The government has sued Standard & Poor’s for allegedly “deliberately misrepresented the integrity of its [credit] ratings, in order to further its own financial interests.” Standard & Poor’s has various defenses, including selective prosecution — the Administration is pursuing it, Standard & Poor’s argues, largely because Standard & Poor’s downgraded the United States’ own credit rating. The question at this point in the lawsuit is whether Standard & Poor’s can get discovery to support this selective prosecution claim.

Such discovery is not normally available until a claimant shows some serious evidence of possible selective prosecution (whether based on, for instance, the claimant’s race, sex, religion, or constitutionally protected speech). But an opinion in U.S. v. McGraw-Hill Companies, Inc. (C.D. Cal.), issued Apr. 15, 2014 but just posted on Westlaw over the weekend, holds that Standard & Poor’s can indeed get such discovery (some paragraph breaks added):

[S & P argues] that “[the Government] commenced this action in retaliation for Defendants’ exercise of their free speech rights with respect to the creditworthiness of the United States of America.” … The Government argues that S & P has not made the required preliminary showing to be entitled to discovery on its retaliation defense and, additionally, moves to strike the defense altogether….

“A selective-prosecution claim is not a defense on the merits to the charge itself, but an independent assertion that the prosecutor has brought the charge for reasons forbidden by the Constitution.” Unites States v. Armstrong, 517 U.S. 456, 463 (1996). While Armstrong addresses selective-prosecution claims in the criminal context, such claims are also available in the civil enforcement context….

Generally, “courts presume that [prosecutors] have properly discharged their official duties[,]” but “a prosecutor’s discretion is ‘subject to constitutional constraints.’” [United States v. Armstrong.] In order to defeat this presumption, a selective-prosecution claimant “must demonstrate that the federal prosecutorial policy ‘had a discriminatory effect and that it was motivated by a discriminatory purpose.’ ” …
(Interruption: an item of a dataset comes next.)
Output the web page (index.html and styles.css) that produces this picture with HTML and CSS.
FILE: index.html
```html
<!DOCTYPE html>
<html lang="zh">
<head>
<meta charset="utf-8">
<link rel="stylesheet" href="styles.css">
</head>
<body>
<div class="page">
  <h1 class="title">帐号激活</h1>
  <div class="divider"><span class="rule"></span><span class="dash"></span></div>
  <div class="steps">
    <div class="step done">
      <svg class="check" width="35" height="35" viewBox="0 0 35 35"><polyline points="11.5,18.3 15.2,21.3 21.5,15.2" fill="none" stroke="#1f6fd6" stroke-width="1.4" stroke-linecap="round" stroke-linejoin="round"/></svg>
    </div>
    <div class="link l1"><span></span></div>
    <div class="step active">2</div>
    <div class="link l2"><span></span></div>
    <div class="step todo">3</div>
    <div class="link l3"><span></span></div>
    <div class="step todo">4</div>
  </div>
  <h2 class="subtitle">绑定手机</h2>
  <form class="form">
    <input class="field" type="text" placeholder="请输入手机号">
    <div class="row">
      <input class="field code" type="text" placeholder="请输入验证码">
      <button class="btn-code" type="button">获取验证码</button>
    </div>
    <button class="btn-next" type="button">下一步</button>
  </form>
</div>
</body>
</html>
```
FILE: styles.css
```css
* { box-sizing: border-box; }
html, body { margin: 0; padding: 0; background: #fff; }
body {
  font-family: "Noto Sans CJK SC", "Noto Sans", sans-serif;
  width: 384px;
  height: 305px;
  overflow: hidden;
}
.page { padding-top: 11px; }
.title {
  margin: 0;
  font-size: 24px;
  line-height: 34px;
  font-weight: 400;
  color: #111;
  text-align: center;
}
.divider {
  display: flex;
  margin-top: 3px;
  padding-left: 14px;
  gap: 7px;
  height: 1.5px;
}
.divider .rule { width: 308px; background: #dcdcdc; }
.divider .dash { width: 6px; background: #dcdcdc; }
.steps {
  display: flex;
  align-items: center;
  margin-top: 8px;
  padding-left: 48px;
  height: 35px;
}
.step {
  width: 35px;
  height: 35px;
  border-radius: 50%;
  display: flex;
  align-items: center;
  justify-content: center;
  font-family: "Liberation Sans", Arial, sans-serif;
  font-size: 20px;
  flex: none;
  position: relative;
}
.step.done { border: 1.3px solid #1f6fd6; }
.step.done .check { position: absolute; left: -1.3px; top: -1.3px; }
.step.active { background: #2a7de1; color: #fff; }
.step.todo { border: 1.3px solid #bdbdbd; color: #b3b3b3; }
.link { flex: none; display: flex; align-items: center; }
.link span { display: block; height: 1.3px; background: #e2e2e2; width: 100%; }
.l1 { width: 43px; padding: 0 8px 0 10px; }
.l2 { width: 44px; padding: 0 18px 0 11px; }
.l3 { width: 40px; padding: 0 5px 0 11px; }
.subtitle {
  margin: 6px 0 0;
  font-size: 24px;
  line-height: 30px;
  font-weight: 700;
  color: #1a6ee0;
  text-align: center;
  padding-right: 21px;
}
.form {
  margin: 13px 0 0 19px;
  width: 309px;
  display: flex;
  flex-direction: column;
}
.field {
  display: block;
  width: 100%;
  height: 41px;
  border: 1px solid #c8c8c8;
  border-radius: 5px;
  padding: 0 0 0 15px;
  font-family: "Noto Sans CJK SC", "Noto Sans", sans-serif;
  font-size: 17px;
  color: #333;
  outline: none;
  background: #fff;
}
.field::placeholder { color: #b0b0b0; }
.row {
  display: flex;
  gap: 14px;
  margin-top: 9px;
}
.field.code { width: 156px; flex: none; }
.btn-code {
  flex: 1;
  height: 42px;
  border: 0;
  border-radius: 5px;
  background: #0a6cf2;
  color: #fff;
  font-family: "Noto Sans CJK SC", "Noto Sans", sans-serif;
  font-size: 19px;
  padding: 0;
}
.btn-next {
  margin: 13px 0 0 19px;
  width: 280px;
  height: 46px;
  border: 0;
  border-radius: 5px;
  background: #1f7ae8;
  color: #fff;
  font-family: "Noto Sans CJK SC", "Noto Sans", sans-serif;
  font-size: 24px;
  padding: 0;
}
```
[I]n Armstrong, the Supreme Court noted that the “rigorous standard for the elements of a selective-prosecution claim … require[s] a correspondingly rigorous standard for discovery in aid of such a claim.” Therefore, it is clear that some preliminary showing must be made before a claimant is entitled to discovery on a selective-prosecution claim…. [A] party is entitled to discovery on its selective-prosecution claim if there is “some evidence tending to show the existence of the essential elements of the defense, discriminatory effect and discriminatory intent.” …
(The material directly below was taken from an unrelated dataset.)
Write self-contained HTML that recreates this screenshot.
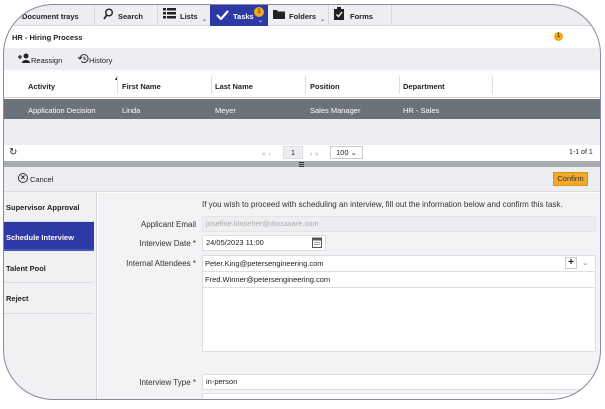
<!DOCTYPE html>
<html><head><meta charset="utf-8"><style>
*{margin:0;padding:0;box-sizing:border-box}
body{width:605px;height:406px;overflow:hidden;background:#fff;font-family:"Liberation Sans",sans-serif;font-size:7.5px;color:#222;position:relative}
.a{position:absolute}
.b{font-weight:bold}
.inp{position:absolute;background:#fff;border:1px solid #dcdee2;height:16px;line-height:14px;padding-left:3px;font-size:7.5px}
.lbl{position:absolute;width:100px;text-align:right;left:96px;font-size:8px;color:#333}
.sep{position:absolute;top:4px;width:1px;height:21px;background:#d6d8db}
</style></head><body>
<!-- top nav -->
<div class="a" style="left:0;top:0;width:605px;height:26px;background:#eceef1;border-bottom:1px solid #d8dadd"></div>
<div class="a b" style="left:22px;top:12px">Document trays</div>
<div class="sep" style="left:94px"></div>
<svg class="a" style="left:103px;top:8px" width="11" height="12" viewBox="0 0 11 12"><circle cx="6" cy="4.5" r="3.3" fill="none" stroke="#222" stroke-width="1.4"/><line x1="3.8" y1="7" x2="1" y2="11" stroke="#222" stroke-width="1.6"/></svg>
<div class="a b" style="left:118px;top:12px">Search</div>
<div class="sep" style="left:157px"></div>
<svg class="a" style="left:163px;top:8px" width="13" height="11"><rect x="0" y="0" width="3" height="2.5" fill="#222"/><rect x="4" y="0" width="9" height="2.5" fill="#222"/><rect x="0" y="4" width="3" height="2.5" fill="#222"/><rect x="4" y="4" width="9" height="2.5" fill="#222"/><rect x="0" y="8" width="3" height="2.5" fill="#222"/><rect x="4" y="8" width="9" height="2.5" fill="#222"/></svg>
<div class="a b" style="left:180px;top:12px">Lists</div>
<div class="a" style="left:202px;top:16px;font-size:6px">&#8964;</div>
<div class="a" style="left:210px;top:5px;width:58px;height:21px;background:#2d3aa6"></div>
<svg class="a" style="left:216px;top:10px" width="13" height="10"><polyline points="1,5 5,9 12,1" fill="none" stroke="#fff" stroke-width="2.2"/></svg>
<div class="a b" style="left:233px;top:12px;color:#fff">Tasks</div>
<div class="a" style="left:254px;top:7px;width:10px;height:10px;border-radius:50%;background:#f0a81c;font-size:6px;text-align:center;line-height:10px">1</div>
<div class="a" style="left:258px;top:17px;color:#fff;font-size:6px">&#8964;</div>
<svg class="a" style="left:273px;top:10px" width="12" height="9"><path d="M0 0h4l1 1.5h7V9H0z" fill="#222"/></svg>
<div class="a b" style="left:289px;top:12px">Folders</div>
<div class="a" style="left:320px;top:16px;font-size:6px">&#8964;</div>
<div class="sep" style="left:328px"></div>
<svg class="a" style="left:334px;top:7px" width="10" height="13"><rect x="0" y="2" width="10" height="11" fill="#222"/><rect x="3" y="0" width="4" height="3" fill="#222"/><polyline points="2.5,7.5 4.5,9.5 8,5" fill="none" stroke="#fff" stroke-width="1.3"/></svg>
<div class="a b" style="left:350px;top:12px">Forms</div>
<div class="sep" style="left:391px"></div>
<!-- title -->
<div class="a" style="left:0;top:26px;width:605px;height:22px;background:#fff"></div>
<div class="a b" style="left:12px;top:33px">HR - Hiring Process</div>
<div class="a" style="left:554px;top:32px;width:9px;height:9px;border-radius:50%;background:#f0a81c;font-size:6px;text-align:center;line-height:9px">1</div>
<!-- toolbar -->
<div class="a" style="left:0;top:48px;width:605px;height:22px;background:#eceef1"></div>
<svg class="a" style="left:18px;top:53px" width="13" height="10"><path d="M0 4h4M2 2v4" stroke="#222" stroke-width="1.3"/><circle cx="8" cy="3" r="2.5" fill="#222"/><path d="M4 10c0-4 8-4 8 0z" fill="#222"/></svg>
<div class="a" style="left:31px;top:56px">Reassign</div>
<svg class="a" style="left:78px;top:53px" width="11" height="11"><path d="M2 5.5a4 4 0 1 1 1.2 2.9" fill="none" stroke="#333" stroke-width="1"/><path d="M0 4l2 2 2-2" fill="none" stroke="#333" stroke-width="1"/><path d="M6 3.5v2.5h2" fill="none" stroke="#333" stroke-width="1"/></svg>
<div class="a" style="left:89px;top:56px">History</div>
<!-- table header -->
<div class="a" style="left:0;top:70px;width:605px;height:28px;background:#fff;border-bottom:1px solid #ccc"></div>
<div class="a b" style="left:28px;top:82px">Activity</div>
<div class="a" style="left:114px;top:76px;font-size:5px">&#9650;</div>
<div class="a b" style="left:122px;top:82px">First Name</div>
<div class="a b" style="left:215px;top:82px">Last Name</div>
<div class="a b" style="left:310px;top:82px">Position</div>
<div class="a b" style="left:403px;top:82px">Department</div>
<div class="a" style="left:117px;top:76px;width:1px;height:18px;background:#ddd"></div>
<div class="a" style="left:211px;top:76px;width:1px;height:18px;background:#ddd"></div>
<div class="a" style="left:305px;top:76px;width:1px;height:18px;background:#ddd"></div>
<div class="a" style="left:399px;top:76px;width:1px;height:18px;background:#ddd"></div>
<div class="a" style="left:492px;top:76px;width:1px;height:18px;background:#ddd"></div>
<!-- row -->
<div class="a" style="left:0;top:99px;width:605px;height:20px;background:#6c7279"></div>
<div class="a" style="left:28px;top:106px;color:#fff">Application Decision</div>
<div class="a" style="left:122px;top:106px;color:#fff">Linda</div>
<div class="a" style="left:215px;top:106px;color:#fff">Meyer</div>
<div class="a" style="left:310px;top:106px;color:#fff">Sales Manager</div>
<div class="a" style="left:403px;top:106px;color:#fff">HR - Sales</div>
<div class="a" style="left:0;top:119px;width:605px;height:26px;background:#eceef1"></div>
<!-- pager -->
<div class="a" style="left:0;top:145px;width:605px;height:16px;background:#fff"></div>
<div class="a" style="left:9px;top:147px;font-size:10px">&#8635;</div>
<div class="a" style="left:262px;top:149px;color:#aaa">&#171; &#8249;</div>
<div class="a" style="left:283px;top:146px;width:20px;height:13px;background:#eceef1;border:1px solid #ddd;text-align:center;line-height:11px">1</div>
<div class="a" style="left:310px;top:149px;color:#aaa">&#8250; &#187;</div>
<div class="a" style="left:330px;top:146px;width:33px;height:13px;border:1px solid #ccc;line-height:11px;padding-left:5px">100 &#8964;</div>
<div class="a" style="left:569px;top:149px;font-size:7px">1-1 of 1</div>
<div class="a" style="left:0;top:161px;width:605px;height:6px;background:#a8abaf"></div>
<div class="a" style="left:299px;top:162px;width:5px;height:1px;background:#333;box-shadow:0 2px 0 #333,0 4px 0 #333"></div>
<!-- cancel bar -->
<div class="a" style="left:0;top:167px;width:605px;height:25px;background:#eceef1;border-bottom:1px solid #dcdde0"></div>
<div class="a b" style="left:18px;top:173px;width:10px;height:10px;border:1.3px solid #333;border-radius:50%;font-size:8px;text-align:center;line-height:7px">&#215;</div>
<div class="a" style="left:30px;top:175px">Cancel</div>
<div class="a" style="left:553px;top:172px;width:35px;height:14px;background:#f0aa28;border:1px solid #d8951a;text-align:center;line-height:12px;font-size:7.5px;color:#333">Confirm</div>
<!-- sidebar -->
<div class="a" style="left:0;top:192px;width:97px;height:214px;background:#f0f1f3;border-right:1px solid #d6d8db"></div>
<div class="a b" style="left:6px;top:203px">Supervisor Approval</div>
<div class="a" style="left:3px;top:221px;width:91px;height:1px;background:#dcdde0"></div>
<div class="a" style="left:3px;top:222px;width:91px;height:29px;background:#2d3aa6;border-bottom:2px solid #4456c0"></div>
<div class="a b" style="left:6px;top:233px;color:#fff">Schedule Interview</div>
<div class="a b" style="left:6px;top:264px">Talent Pool</div>
<div class="a" style="left:3px;top:282px;width:91px;height:1px;background:#dcdde0"></div>
<div class="a b" style="left:6px;top:294px">Reject</div>
<div class="a" style="left:3px;top:313px;width:91px;height:1px;background:#dcdde0"></div>
<!-- form -->
<div class="a" style="left:98px;top:193px;width:507px;height:213px;background:#f2f3f5"></div>
<div class="a" style="left:202px;top:200px;font-size:8px;color:#333">If you wish to proceed with scheduling an interview, fill out the information below and confirm this task.</div>
<div class="lbl" style="top:220px">Applicant Email</div>
<div class="inp" style="left:202px;top:216px;width:394px;background:#eceef0;color:#aaa;border-color:#e4e5e8">josefine.kinseher@docuware.com</div>
<div class="lbl" style="top:239px">Interview Date *</div>
<div class="inp" style="left:202px;top:235px;width:124px">24/05/2023 11:00</div>
<svg class="a" style="left:312px;top:237px" width="10" height="11"><rect x="0.5" y="1" width="9" height="9.5" fill="#fff" stroke="#555"/><rect x="0.5" y="1" width="9" height="2.5" fill="#555"/><path d="M2 5.5h6M2 7.5h6" stroke="#888" stroke-width=".8"/></svg>
<div class="lbl" style="top:259px">Internal Attendees *</div>
<div class="a" style="left:202px;top:255px;width:394px;height:97px;background:#fff;border:1px solid #dcdee2"></div>
<div class="a" style="left:202px;top:271px;width:394px;height:1px;background:#dcdee2"></div>
<div class="a" style="left:202px;top:287px;width:394px;height:1px;background:#dcdee2"></div>
<div class="a" style="left:205px;top:259px">Peter.King@petersengineering.com</div>
<div class="a" style="left:205px;top:275px">Fred.Winner@petersengineering.com</div>
<div class="a b" style="left:565px;top:257px;width:12px;height:12px;border:1px solid #ccc;background:#fff;text-align:center;line-height:10px;font-size:10px">+</div>
<div class="a" style="left:582px;top:258px;color:#888">&#8964;</div>
<div class="lbl" style="top:378px">Interview Type *</div>
<div class="inp" style="left:202px;top:374px;width:400px">in-person</div>
<div class="inp" style="left:202px;top:393px;width:400px"></div>
<!-- frame -->
<div class="a" style="left:3px;top:4px;width:598px;height:396px;border:1.5px solid #8b88a6;border-radius:50px;box-shadow:0 0 0 80px #fff"></div>
</body></html>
As to the first element, discriminatory effect, S & P is entitled to discovery if there is “some evidence tending to show the existence” of “different treatment of similarly situated persons.” Of the three major ratings agencies, the Government has elected to file a complaint, for now, against only S & P.

The Government may indeed have many good reasons for its decisions: the relative strengths of each case, general deterrence values, enforcement priorities, and the case’s relationship to the Government’s overall enforcement plan. But, S & P is entitled to test the Government’s case through discovery because it has presented “some evidence tending to show the existence” of “different treatment of [other Nationally Recognized Statistical Rating Organizations].”

As to the second element, discriminatory purpose, S & P is entitled to discovery if there is “some evidence tending to show the existence” of a purpose to retaliate against S & P for its exercise of a constitutional right.

S & P’s showing as to the second element consists of circumstantial evidence. In November 2009, the Government opened a civil investigation of S & P and served [Financial Institutions Reform, Recovery, and Enforcement Act] subpoenas seeking documents.

Nearly two years later, on Friday, August 5, 2011, S & P downgraded the credit rating of United States debt. After the close of business that day, Chairman, CEO, and President of McGraw Hill, Harold McGraw III …, received a telephone message from Terrence J. Checki …, then the Executive Vice President of the New York Federal Reserve Bank, who passed along a message from Timothy Geithner …, then the Secretary of the Treasury, expressing anger over S & P’s downgrade.

The next Monday morning, August 8, 2011, Secretary Geithner met with President Obama from 9:30 a.m. to 10:10 a.m. Immediately after that meeting, Secretary Geithner called Mr. McGraw and personally expressed his anger at S & P, asserting that it made a two-trillion dollar error, that S & P had a previous history of errors, and that “[Mr. McGraw] [was] accountable for that.” McGraw Decl. ¶ 5. He added that, “you have done an enormous disservice to yourselves and to your country,” that the downgrade had done real damage to the economy, and that S & P’s conduct would be “looked at very carefully.” Id. ¶ 6.

S & P’s evidence of discriminatory intent is circumstantial but sufficient. Secretary Geithner responded to S & P’s downgrade by pointing to S & P’s history of errors and promising that its conduct would be “looked at very carefully.” He levied these criticisms just minutes after speaking to other executive officials, including President Obama.

Secretary Geithner’s statements are susceptible to several interpretations and it is unclear whether there is a nexus between his displeasure and the Department of Justice’s litigation decisions. But, such open questions are properly answered after — not before — discovery. For now, it is enough that S & P has presented“some evidence tending to show the existence” of an improper purpose. See Armstrong, 517 U.S. at 470 (emphasis added). Therefore, S & P is entitled to additional discovery regarding its selective-prosecution claim.

However, “special considerations control when the Executive Branch’s interests in maintaining the autonomy of its office and safeguarding the confidentiality of its communications are implicated.” Cheney v. U.S. Dist. Court for Dist. of Columbia, 542 U.S. 367, 384–90 (2004). Accordingly, to the extent that it is directed at the Executive Office of the President, a ruling on the Discovery Motion is held in abeyance. For now, the Government must produce those documents that are related to the selective-prosecution claim but are not protected by the privileges that specially attach to the Executive Office of the President. Only after such discovery is propounded and considered, will the Court entertain a renewed motion to compel the production of documents from the Executive Office of the President.

Note, for whatever it’s worth, that the decision was rendered by Judge Carter, who was a Clinton appointee.